In summary, one of music’s greatest scores received an outstanding performance by the Met. The sets, costumes, directing, singing, and orchestral playing were all at the highest level. The highlight of the show, however, was the definitive portrayal of the title role by Ambrogio Maestri – a great artist at the peak of his form.
FALSTAFF
Giuseppe Verdi–Arrigo Boito
Sir John Falstaff…….Ambrogio Maestri
Alice Ford…………..Angela Meade
Ford………………..Franco Vassallo
Dame Quickly…………Stephanie Blythe
Nannetta…………….Lisette Oropesa
Fenton………………Paolo Fanale
Meg Page…………….Jennifer Johnson Cano
Dr. Cajus……………Carlo Bosi
Bardolfo…………….Keith Jameson
Pistola……………..Christian Van Horn
Conductor……………James Levine
Production…………..Robert Carsen
Set Designer…………Paul Steinberg
Costume Designer……..Brigitte Reiffenstuel
Lighting designer…….Robert Carsen
Lighting Designer…….Peter Van Praet
A co-production of the Metropolitan Opera; Royal Opera House, Covent Garden;
Teatro alla Scala, Milan; the Canadian Opera Company, Toronto; and De Nederlandse Opera, Amsterdam
I would add to all your comments about the staging, the singing, the acting, the conducting, is that the entire afternoon was just plain FUN in the purest sense.
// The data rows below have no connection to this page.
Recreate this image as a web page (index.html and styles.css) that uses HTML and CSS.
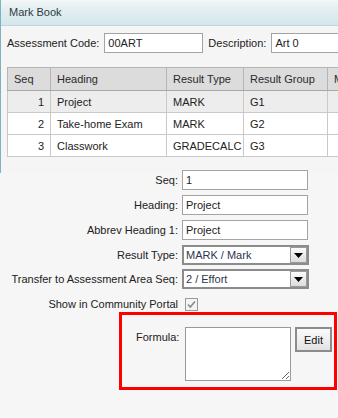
FILE: index.html
```html
<!DOCTYPE html>
<html>
<head>
<meta charset="utf-8">
<link rel="stylesheet" href="styles.css">
</head>
<body>
<div class="panel">
  <div class="titlebar">Mark Book</div>
  <div class="codes">
    <label class="lbl">Assessment Code:</label>
    <input class="txt code" type="text" value="00ART">
    <label class="lbl desc-lbl">Description:</label>
    <input class="txt desc" type="text" value="Art 0">
  </div>
  <table class="grid">
    <colgroup>
      <col class="c-seq"><col class="c-head"><col class="c-type"><col class="c-group"><col class="c-more">
    </colgroup>
    <thead>
      <tr><th>Seq</th><th>Heading</th><th>Result Type</th><th>Result Group</th><th>M</th></tr>
    </thead>
    <tbody>
      <tr class="sel"><td class="num">1</td><td>Project</td><td>MARK</td><td>G1</td><td></td></tr>
      <tr><td class="num">2</td><td>Take-home Exam</td><td>MARK</td><td>G2</td><td></td></tr>
      <tr><td class="num">3</td><td>Classwork</td><td>GRADECALC</td><td>G3</td><td></td></tr>
    </tbody>
  </table>
</div>

<div class="form">
  <div class="row"><label class="flbl">Seq:</label><input class="txt field" type="text" value="1"></div>
  <div class="row"><label class="flbl">Heading:</label><input class="txt field" type="text" value="Project"></div>
  <div class="row"><label class="flbl">Abbrev Heading 1:</label><input class="txt field" type="text" value="Project"></div>
  <div class="row sel-row"><label class="flbl">Result Type:</label>
    <div class="dd"><span class="dd-text">MARK / Mark</span><span class="dd-btn"><svg width="9" height="5" viewBox="0 0 9 5"><path d="M0 0H9L4.5 5Z" fill="#000"/></svg></span></div>
  </div>
  <div class="row sel-row"><label class="flbl">Transfer to Assessment Area Seq:</label>
    <div class="dd"><span class="dd-text">2 / Effort</span><span class="dd-btn"><svg width="9" height="5" viewBox="0 0 9 5"><path d="M0 0H9L4.5 5Z" fill="#000"/></svg></span></div>
  </div>
  <div class="row chk-row"><label class="flbl">Show in Community Portal</label>
    <span class="chk"><svg width="11" height="11" viewBox="0 0 11 11"><path d="M2 5.5L4.3 8L9 2.5" fill="none" stroke="#8a8a8a" stroke-width="1.6"/></svg></span>
  </div>
  <div class="formula-box">
    <label class="flbl formula-lbl">Formula:</label>
    <textarea class="formula"></textarea>
    <button class="edit" type="button">Edit</button>
  </div>
</div>
</body>
</html>
```

FILE: styles.css
```css
html, body {
  margin: 0;
  padding: 0;
}
body {
  width: 338px;
  height: 418px;
  overflow: hidden;
  background: #f6f6f6;
  font-family: "Liberation Sans", Arial, sans-serif;
  font-size: 11px;
  color: #222;
}
.panel {
  width: 420px;
  height: 173px;
  border-left: 1px solid #7fb2bf;
  box-sizing: border-box;
  background: #f5f5f5;
}
.titlebar {
  height: 25px;
  line-height: 25px;
  padding-left: 8px;
  color: #2f3a44;
  background: linear-gradient(#f3f7f8 0%, #e6f0f2 30%, #d3e7eb 100%);
  border-bottom: 1px solid #c3d5da;
}
.codes {
  display: flex;
  align-items: center;
  margin-top: 7px;
  padding-left: 6px;
  height: 20px;
}
.lbl {
  margin-right: 5px;
}
.desc-lbl {
  margin-left: 5px;
}
.txt {
  box-sizing: border-box;
  height: 20px;
  border: 1px solid #a3a3a3;
  background: #fff;
  font-family: inherit;
  font-size: 11px;
  color: #222;
  padding: 0 3px;
  margin: 0;
  outline: none;
}
.code { width: 99px; }
.desc { width: 100px; }
.grid {
  margin: 14px 0 0 6px;
  border-collapse: collapse;
  table-layout: fixed;
  width: 430px;
  border: 1px solid #9c9c9c;
}
.c-seq { width: 43px; }
.c-head { width: 116px; }
.c-type { width: 77px; }
.c-group { width: 84px; }
.c-more { width: 110px; }
.grid th, .grid td {
  height: 21px;
  padding: 0 6px;
  text-align: left;
  font-weight: normal;
  border: 1px solid #c9c9c9;
  white-space: nowrap;
  overflow: hidden;
}
.grid th {
  height: 22px;
  background: #dcdcdc;
  color: #2a2a2a;
  border-color: #b5b5b5;
  border-bottom-color: #a8a8a8;
}
.grid td { background: #fff; }
.grid tr.sel td { background: #ededed; }
.grid td.num { text-align: right; }

.form {
  margin-top: -3px;
  display: flex;
  flex-direction: column;
}
.row {
  display: flex;
  align-items: center;
  height: 20px;
  margin-bottom: 5px;
}
.sel-row { margin-bottom: 4px; }
.chk-row { height: 16px; margin-top: 3px; margin-bottom: 0; }
.flbl {
  width: 182px;
  text-align: right;
  padding-right: 4px;
  box-sizing: border-box;
  flex: none;
}
.field { width: 126px; }
.dd {
  box-sizing: border-box;
  width: 127px;
  height: 20px;
  border: 2px solid #8c8c8c;
  background: #fff;
  display: flex;
  align-items: center;
  justify-content: space-between;
}
.dd-text {
  padding-left: 2px;
  color: #2e3550;
}
.dd-btn {
  box-sizing: border-box;
  width: 17px;
  height: 16px;
  border: 1px solid #9a9a9a;
  background: linear-gradient(#fbfbfb, #dcdcdc);
  display: flex;
  align-items: center;
  justify-content: center;
}
.chk {
  box-sizing: border-box;
  width: 13px;
  height: 13px;
  border: 1px solid #9a9a9a;
  background: #f4f4f4;
  margin-left: 3px;
  display: flex;
  align-items: center;
  justify-content: center;
}
.formula-box {
  box-sizing: border-box;
  margin-left: 119px;
  margin-top: 0;
  width: 218px;
  height: 78px;
  border: 3px solid #ff0000;
  display: flex;
  align-items: flex-start;
  padding-top: 12px;
}
.formula-lbl {
  width: 63px;
  padding-top: 4px;
  padding-right: 0;
  text-align: left;
  padding-left: 14px;
}
.formula {
  box-sizing: border-box;
  width: 106px;
  height: 54px;
  margin: 0 4px 0 0;
  border: 1px solid #999;
  background: #fff;
  font-family: inherit;
  font-size: 11px;
  outline: none;
}
.edit {
  box-sizing: border-box;
  width: 37px;
  height: 25px;
  margin: 0;
  padding: 0;
  border: 2px solid #8c8c8c;
  background: linear-gradient(#fafafa 0%, #f0f0f0 45%, #e2e2e2 100%);
  font-family: inherit;
  font-size: 11px;
  color: #111;
}
```
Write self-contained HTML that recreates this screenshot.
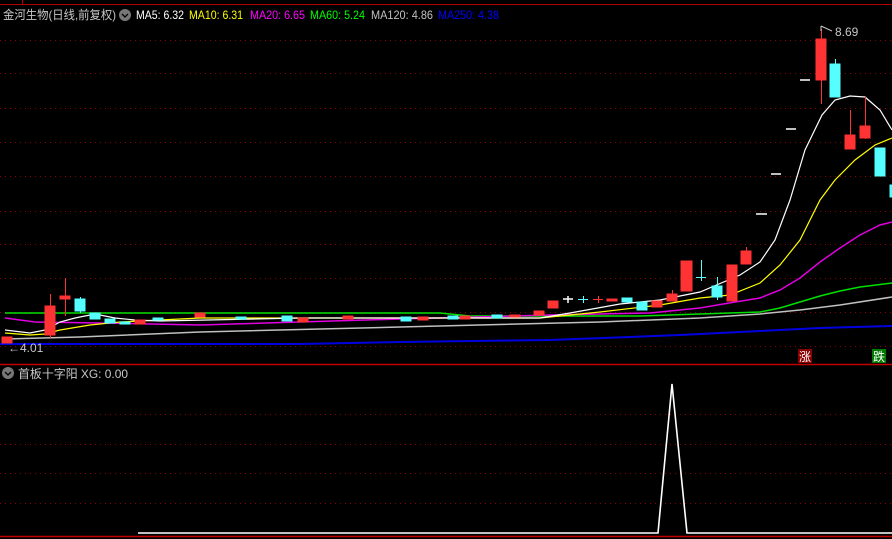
<!DOCTYPE html>
<html><head><meta charset="utf-8"><style>
html,body{margin:0;padding:0;background:#000;width:892px;height:539px;overflow:hidden}
svg{display:block}
text{font-family:"Liberation Sans","Noto Sans CJK SC",sans-serif}
</style></head><body>
<svg width="892" height="539" viewBox="0 0 892 539" xmlns="http://www.w3.org/2000/svg">
<g stroke="#8a0000" stroke-width="1" stroke-dasharray="1,4">
<path d="M0 40.5H892M0 73.5H892M0 108.5H892M0 142.5H892M0 176.5H892M0 211.5H892M0 244.5H892M0 278.5H892M0 312.5H892M0 346.5H892"/>
<path d="M0 414.5H892M0 444.5H892M0 473.5H892M0 503.5H892"/>
</g>
<path d="M0 4.5H892M22.5 0V5" stroke="#b00000"/>
<path d="M0 364.5H892" stroke="#c00000" stroke-width="1.5"/>
<path d="M0 536.5H892" stroke="#c00000" stroke-width="1.5"/>
<text x="3" y="19" font-size="12" fill="#c8c8c8" textLength="113" lengthAdjust="spacingAndGlyphs">金河生物(日线,前复权)</text>
<circle cx="125" cy="15" r="6" fill="#777"/><path d="M122 14l3 3 3-3" stroke="#000" fill="none" stroke-width="1.3"/>
<text x="136" y="19" font-size="12" fill="#fff" textLength="48" lengthAdjust="spacingAndGlyphs">MA5: 6.32</text>
<text x="189" y="19" font-size="12" fill="#ff0" textLength="54" lengthAdjust="spacingAndGlyphs">MA10: 6.31</text>
<text x="250" y="19" font-size="12" fill="#f0f" textLength="55" lengthAdjust="spacingAndGlyphs">MA20: 6.65</text>
<text x="310" y="19" font-size="12" fill="#0f0" textLength="55" lengthAdjust="spacingAndGlyphs">MA60: 5.24</text>
<text x="371" y="19" font-size="12" fill="#c0c0c0" textLength="62" lengthAdjust="spacingAndGlyphs">MA120: 4.86</text>
<text x="438" y="19" font-size="12" fill="#0000ff" textLength="61" lengthAdjust="spacingAndGlyphs">MA250: 4.38</text>
<polyline fill="none" stroke="#0000e0" stroke-width="2" points="0,344 300,344 400,342 550,340 680,335 760,331 820,328 892,326"/>
<polyline fill="none" stroke="#c0c0c0" stroke-width="1.5" points="5,339 80,337 200,332 400,327 600,322 700,318 760,314 800,310 840,305 892,297"/>
<polyline fill="none" stroke="#00e000" stroke-width="1.5" points="5,313 300,313 440,313 470,316 640,316 730,313 760,312 780,308 800,302 820,296 840,291 860,287 892,283"/>
<polyline fill="none" stroke="#e000e0" stroke-width="1.5" points="5,318 20,320 35,322 100,323 200,325 400,319 550,315 650,313 700,308 735,302 760,298 780,290 800,278 820,262 840,248 860,235 880,225 892,222"/>
<polyline fill="none" stroke="#ffff00" stroke-width="1.2" points="5,333 30,335 45,334 60,330 90,325 120,322 200,318 400,318 540,318 600,312 660,305 700,298 730,295 760,283 780,265 800,240 820,200 835,180 855,160 875,145 892,138"/>
<polyline fill="none" stroke="#fff" stroke-width="1.2" points="5,330 30,333 45,330 60,322 75,318 95,314 115,318 135,320 160,321 300,318 540,318 570,313 620,304 660,300 700,292 740,275 760,262 775,240 790,200 805,150 822,115 835,100 850,96 865,97 880,110 892,130"/>
<g fill="#ff3333" stroke="#ff3333">
<rect x="2" y="337" width="10" height="6"/>
<path d="M50.5 294V338"/><rect x="45" y="306" width="10" height="29"/>
<path d="M65.5 278V316"/><rect x="60" y="296" width="10" height="3"/>
<rect x="135" y="320" width="10" height="4"/><rect x="195" y="313" width="10" height="4"/>
<rect x="298" y="318" width="10" height="4"/><rect x="343" y="316" width="10" height="3"/>
<rect x="418" y="317" width="10" height="3"/><rect x="460" y="316" width="10" height="3"/>
<rect x="510" y="315" width="10" height="2"/><rect x="534" y="311" width="10" height="4"/>
<rect x="548" y="301" width="10" height="7"/>
<path d="M593 299.5H603M598.5 296V303"/>
<rect x="607" y="299" width="10" height="2"/>
<rect x="652" y="301" width="10" height="6"/>
<path d="M672.5 290V301"/><rect x="667" y="294" width="10" height="7"/>
<rect x="681" y="261" width="11" height="30"/>
<rect x="727" y="265" width="10" height="36"/>
<path d="M746.5 247V264"/><rect x="741" y="251" width="10" height="13"/>
<path d="M821.5 29V104"/><rect x="816" y="39" width="10" height="41"/>
<path d="M850.5 110V135"/><rect x="845" y="135" width="10" height="14"/>
<path d="M865.5 97V139"/><rect x="860" y="126" width="10" height="12"/>
</g>
<g fill="#55ffff" stroke="#55ffff">
<path d="M80.5 297V313"/><rect x="75" y="299" width="10" height="12"/>
<rect x="90" y="313" width="10" height="6"/><rect x="105" y="319" width="10" height="4"/>
<rect x="120" y="322" width="10" height="2"/>
<rect x="153" y="318" width="10" height="2"/><rect x="236" y="317" width="10" height="2"/>
<rect x="282" y="316" width="10" height="5"/><rect x="401" y="317" width="10" height="4"/>
<rect x="448" y="316" width="10" height="3"/><rect x="492" y="315" width="10" height="3"/>
<path d="M578 299.5H588M583.5 296V303"/>
<rect x="622" y="298" width="10" height="4"/>
<rect x="637" y="302" width="10" height="8"/>
<path d="M696 277.5H706M701.5 260V281"/>
<path d="M717.5 277V300"/><rect x="712" y="286" width="10" height="11"/>
<path d="M835.5 59V64"/><rect x="830" y="64" width="10" height="33"/>
<rect x="875" y="148" width="10" height="28"/>
<rect x="890" y="185" width="4" height="12"/>
</g>
<g stroke="#fff" stroke-width="1.5">
<path d="M756 214H767M771 174H781M786 129H796M800 80H810M563 299H573M568 296V303"/>
</g>
<text x="835" y="36" font-size="12" fill="#c8c8c8">8.69</text>
<path d="M821 26V31M821 26L832 31" stroke="#c8c8c8" fill="none"/>
<text x="8" y="352" font-size="12" fill="#c8c8c8">←4.01</text>
<rect x="798" y="349" width="14" height="14" fill="#8a0000"/>
<text x="799" y="361" font-size="12" fill="#fff">涨</text>
<rect x="872" y="349" width="14" height="14" fill="#007a00"/>
<text x="873" y="361" font-size="12" fill="#fff">跌</text>
<circle cx="8" cy="373" r="6" fill="#777"/><path d="M5 372l3 3 3-3" stroke="#000" fill="none" stroke-width="1.3"/>
<text x="18" y="378" font-size="12" fill="#c8c8c8" textLength="110" lengthAdjust="spacingAndGlyphs">首板十字阳 XG: 0.00</text>
<polyline fill="none" stroke="#fff" stroke-width="1.6" points="138,533 658,533 672,384 687,533 892,533"/>
</svg>
</body></html>
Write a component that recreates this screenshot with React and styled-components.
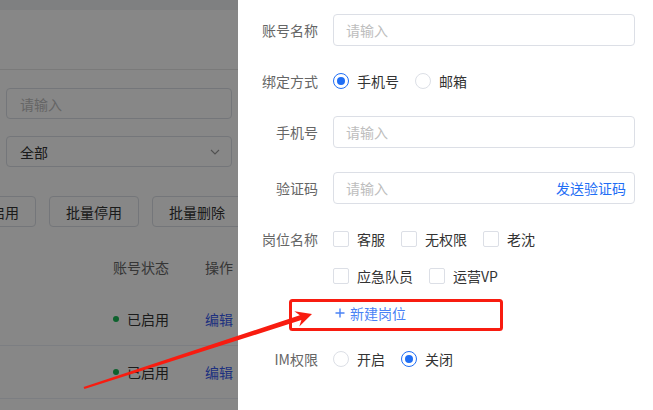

The transmission I attended came to life almost at the last moment before the opening comments from Renee Fleming, and I wondered if the storm in New York was affecting the broadcast. Fortunately, the broadcast began with no problems. There were a few “wobbles” in the video now and then, but they quickly resolved themselves. Nothing to spoil the fun, and there was a lot of that to go around.
You’re absolutely correct. It was fun. I was smiling and laughing throughout the whole show. Also, I never saw a Falstaff audience break into spontaneous applause the way they did yesterday following Falstaff’s paean to his belly in the first scene.